Quote each line of the material verbatim, without the pictures.

○ ○ ○ ○ ○ ○ ○

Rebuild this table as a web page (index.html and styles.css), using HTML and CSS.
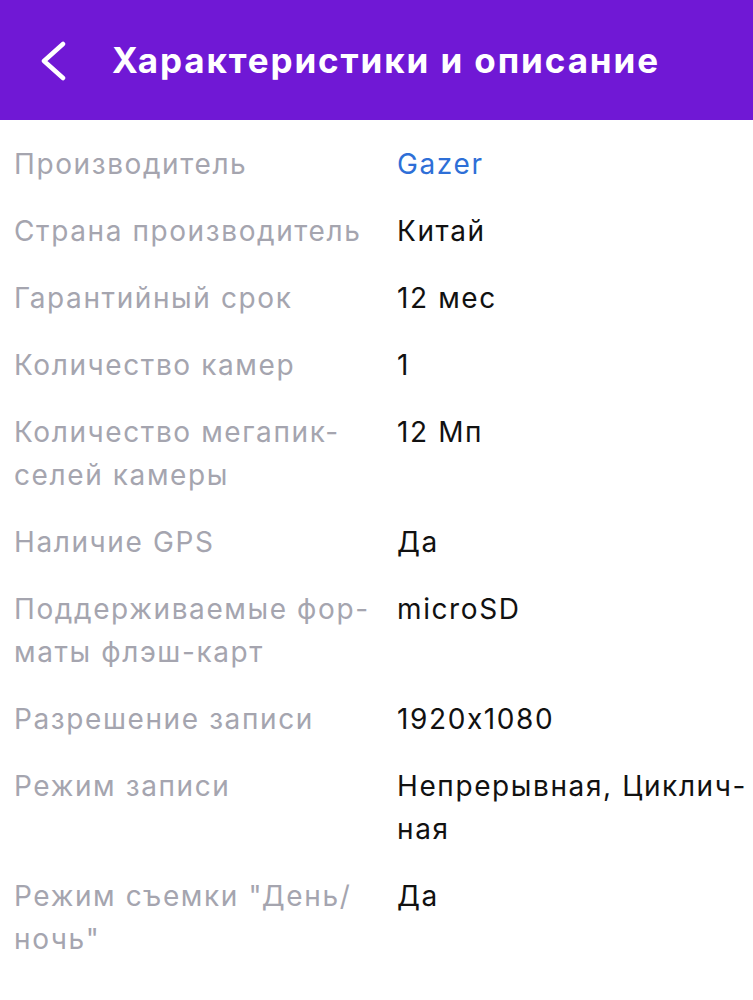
FILE: index.html
```html
<!DOCTYPE html>
<html lang="ru">
<head>
<meta charset="utf-8">
<link rel="stylesheet" href="styles.css">
</head>
<body>
<header class="topbar">
  <svg class="back" width="26" height="40" viewBox="0 0 26 40"><path d="M23 3 L4 20 L23 37" fill="none" stroke="#fff" stroke-width="4.5" stroke-linecap="round" stroke-linejoin="round"/></svg>
  <h1 class="title">Характеристики и описание</h1>
</header>
<main class="specs">
  <div class="row"><div class="label">Производитель</div><div class="value link">Gazer</div></div>
  <div class="row"><div class="label">Страна производитель</div><div class="value">Китай</div></div>
  <div class="row"><div class="label">Гарантийный срок</div><div class="value">12 мес</div></div>
  <div class="row"><div class="label">Количество камер</div><div class="value">1</div></div>
  <div class="row"><div class="label">Количество мегапик-<br>селей камеры</div><div class="value">12 Мп</div></div>
  <div class="row"><div class="label">Наличие GPS</div><div class="value">Да</div></div>
  <div class="row"><div class="label">Поддерживаемые фор-<br>маты флэш-карт</div><div class="value">microSD</div></div>
  <div class="row"><div class="label">Разрешение записи</div><div class="value">1920x1080</div></div>
  <div class="row"><div class="label">Режим записи</div><div class="value">Непрерывная, Циклич-<br>ная</div></div>
  <div class="row"><div class="label">Режим съемки "День/<br>ночь"</div><div class="value">Да</div></div>
</main>
</body>
</html>
```
FILE: styles.css
```css
* { box-sizing: border-box; }
html, body { margin: 0; padding: 0; background: #fff; }
body {
  font-family: Inter, "Noto Sans", sans-serif;
  font-feature-settings: "calt" 0;
}
.topbar {
  height: 120px;
  background: #7018d5;
  display: flex;
  align-items: center;
  padding-left: 40px;
}
.back { display: block; margin-top: 2px; }
.title {
  margin: 0 0 0 46px;
  color: #fff;
  font-size: 35px;
  font-weight: 700;
  letter-spacing: 1.9px;
  white-space: nowrap;
}
.specs { padding: 11px 0 0 14px; }
.row {
  display: grid;
  grid-template-columns: 383px 1fr;
  padding: 12px 0;
  font-size: 28px;
  line-height: 43px;
  letter-spacing: 1.6px;
}
.label { color: #a5a5af; white-space: nowrap; }
.value { color: #111; white-space: nowrap; }
.link { color: #2e6fd7; }
```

○ ○ ○ ○ ○ ○ ○

• [Written reply]
Rebuild this table as a web page (index.html and styles.css), using HTML and CSS.
FILE: index.html
```html
<!DOCTYPE html>
<html lang="ru">
<head>
<meta charset="utf-8">
<link rel="stylesheet" href="styles.css">
</head>
<body>
<header class="topbar">
  <svg class="back" width="26" height="40" viewBox="0 0 26 40"><path d="M23 3 L4 20 L23 37" fill="none" stroke="#fff" stroke-width="4.5" stroke-linecap="round" stroke-linejoin="round"/></svg>
  <h1 class="title">Характеристики и описание</h1>
</header>
<main class="specs">
  <div class="row"><div class="label">Производитель</div><div class="value link">Gazer</div></div>
  <div class="row"><div class="label">Страна производитель</div><div class="value">Китай</div></div>
  <div class="row"><div class="label">Гарантийный срок</div><div class="value">12 мес</div></div>
  <div class="row"><div class="label">Количество камер</div><div class="value">1</div></div>
  <div class="row"><div class="label">Количество мегапик-<br>селей камеры</div><div class="value">12 Мп</div></div>
  <div class="row"><div class="label">Наличие GPS</div><div class="value">Да</div></div>
  <div class="row"><div class="label">Поддерживаемые фор-<br>маты флэш-карт</div><div class="value">microSD</div></div>
  <div class="row"><div class="label">Разрешение записи</div><div class="value">1920x1080</div></div>
  <div class="row"><div class="label">Режим записи</div><div class="value">Непрерывная, Циклич-<br>ная</div></div>
  <div class="row"><div class="label">Режим съемки "День/<br>ночь"</div><div class="value">Да</div></div>
</main>
</body>
</html>
```
FILE: styles.css
```css
* { box-sizing: border-box; }
html, body { margin: 0; padding: 0; background: #fff; }
body {
  font-family: Inter, "Noto Sans", sans-serif;
  font-feature-settings: "calt" 0;
}
.topbar {
  height: 120px;
  background: #7018d5;
  display: flex;
  align-items: center;
  padding-left: 40px;
}
.back { display: block; margin-top: 2px; }
.title {
  margin: 0 0 0 46px;
  color: #fff;
  font-size: 35px;
  font-weight: 700;
  letter-spacing: 1.9px;
  white-space: nowrap;
}
.specs { padding: 11px 0 0 14px; }
.row {
  display: grid;
  grid-template-columns: 383px 1fr;
  padding: 12px 0;
  font-size: 28px;
  line-height: 43px;
  letter-spacing: 1.6px;
}
.label { color: #a5a5af; white-space: nowrap; }
.value { color: #111; white-space: nowrap; }
.link { color: #2e6fd7; }
```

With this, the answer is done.